[Start DATA SHOWN]

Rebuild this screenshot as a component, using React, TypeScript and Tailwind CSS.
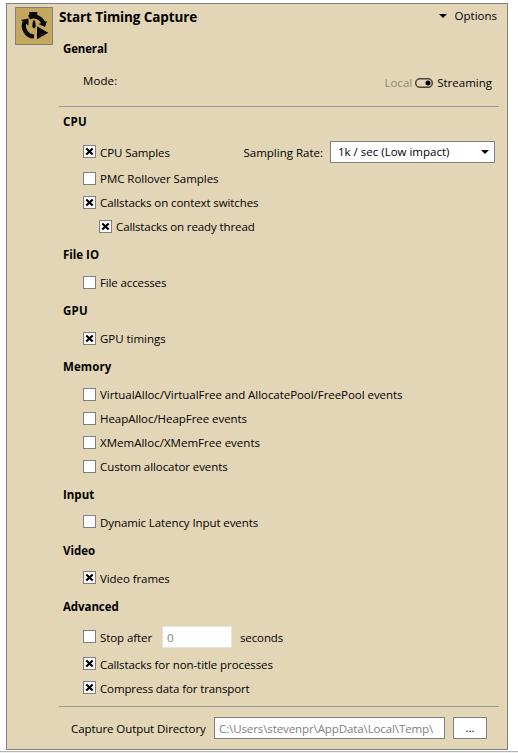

[End DATA SHOWN]
[Start DATA SHOWN]

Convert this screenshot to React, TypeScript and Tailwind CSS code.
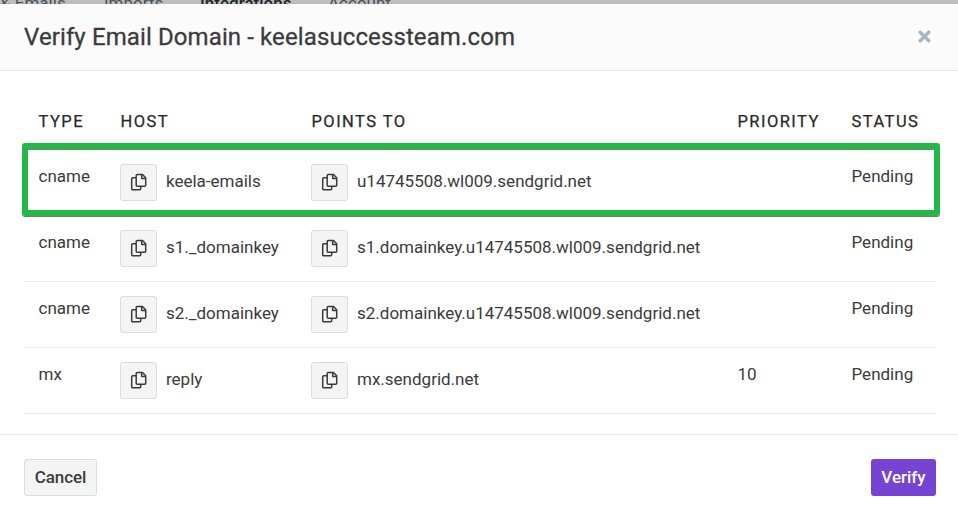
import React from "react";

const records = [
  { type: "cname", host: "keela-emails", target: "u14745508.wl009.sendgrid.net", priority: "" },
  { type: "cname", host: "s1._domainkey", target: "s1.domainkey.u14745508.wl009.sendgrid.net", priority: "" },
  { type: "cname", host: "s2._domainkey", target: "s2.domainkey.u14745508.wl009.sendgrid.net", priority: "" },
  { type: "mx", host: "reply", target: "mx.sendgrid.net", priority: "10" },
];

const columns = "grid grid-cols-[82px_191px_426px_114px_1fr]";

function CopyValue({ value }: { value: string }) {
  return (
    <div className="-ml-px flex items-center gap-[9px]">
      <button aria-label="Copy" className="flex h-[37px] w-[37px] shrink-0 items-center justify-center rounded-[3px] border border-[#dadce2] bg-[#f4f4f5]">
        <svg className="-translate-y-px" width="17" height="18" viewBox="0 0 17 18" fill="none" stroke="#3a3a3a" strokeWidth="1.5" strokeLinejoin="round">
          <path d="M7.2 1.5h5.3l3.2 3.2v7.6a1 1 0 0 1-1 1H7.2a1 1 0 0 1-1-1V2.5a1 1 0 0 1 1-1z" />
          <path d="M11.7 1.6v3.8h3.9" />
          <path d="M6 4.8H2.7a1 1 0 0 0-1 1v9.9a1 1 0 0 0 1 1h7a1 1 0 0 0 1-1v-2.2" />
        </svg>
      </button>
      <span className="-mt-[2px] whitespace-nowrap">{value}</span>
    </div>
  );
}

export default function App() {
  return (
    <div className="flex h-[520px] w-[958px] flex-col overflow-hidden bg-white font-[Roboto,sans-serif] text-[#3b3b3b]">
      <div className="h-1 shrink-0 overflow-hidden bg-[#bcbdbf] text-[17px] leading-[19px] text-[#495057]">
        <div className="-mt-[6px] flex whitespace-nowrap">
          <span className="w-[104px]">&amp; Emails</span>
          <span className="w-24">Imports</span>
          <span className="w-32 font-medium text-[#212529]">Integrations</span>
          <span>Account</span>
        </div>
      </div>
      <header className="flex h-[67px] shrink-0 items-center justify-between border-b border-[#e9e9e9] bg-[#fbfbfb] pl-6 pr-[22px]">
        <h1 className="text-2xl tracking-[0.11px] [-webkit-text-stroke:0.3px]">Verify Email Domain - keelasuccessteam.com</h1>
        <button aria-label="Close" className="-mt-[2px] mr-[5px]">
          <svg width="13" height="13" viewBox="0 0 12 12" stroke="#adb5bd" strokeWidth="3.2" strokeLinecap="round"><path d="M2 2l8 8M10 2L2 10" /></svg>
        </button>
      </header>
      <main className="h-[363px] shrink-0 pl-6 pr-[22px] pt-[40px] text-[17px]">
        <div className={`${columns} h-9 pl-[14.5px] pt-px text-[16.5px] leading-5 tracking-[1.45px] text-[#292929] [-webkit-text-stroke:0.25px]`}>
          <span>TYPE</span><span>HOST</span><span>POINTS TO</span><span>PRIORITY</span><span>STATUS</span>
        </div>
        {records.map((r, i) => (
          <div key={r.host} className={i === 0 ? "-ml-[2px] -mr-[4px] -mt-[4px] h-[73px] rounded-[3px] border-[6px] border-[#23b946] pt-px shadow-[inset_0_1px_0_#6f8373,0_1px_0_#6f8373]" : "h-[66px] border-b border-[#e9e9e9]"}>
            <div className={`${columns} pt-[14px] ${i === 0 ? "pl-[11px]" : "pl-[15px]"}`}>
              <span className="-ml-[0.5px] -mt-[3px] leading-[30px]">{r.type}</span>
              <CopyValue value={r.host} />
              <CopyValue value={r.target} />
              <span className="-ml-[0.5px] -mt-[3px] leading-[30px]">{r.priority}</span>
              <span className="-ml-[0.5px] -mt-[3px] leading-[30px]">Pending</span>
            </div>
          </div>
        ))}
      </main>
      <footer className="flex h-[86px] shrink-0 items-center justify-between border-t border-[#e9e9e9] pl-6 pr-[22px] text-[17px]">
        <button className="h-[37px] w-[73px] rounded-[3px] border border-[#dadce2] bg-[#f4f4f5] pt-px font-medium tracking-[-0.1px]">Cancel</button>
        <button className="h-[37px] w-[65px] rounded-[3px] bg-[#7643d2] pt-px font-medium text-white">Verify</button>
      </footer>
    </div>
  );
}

[End DATA SHOWN]

Give again, word for word, the lines from the one that contains "Convert this screenshot" to the one that contains "import React from", both included. Omit the pictures.

RESULT OF THIS TASK
Convert this screenshot to React, TypeScript and Tailwind CSS code.
import React from "react";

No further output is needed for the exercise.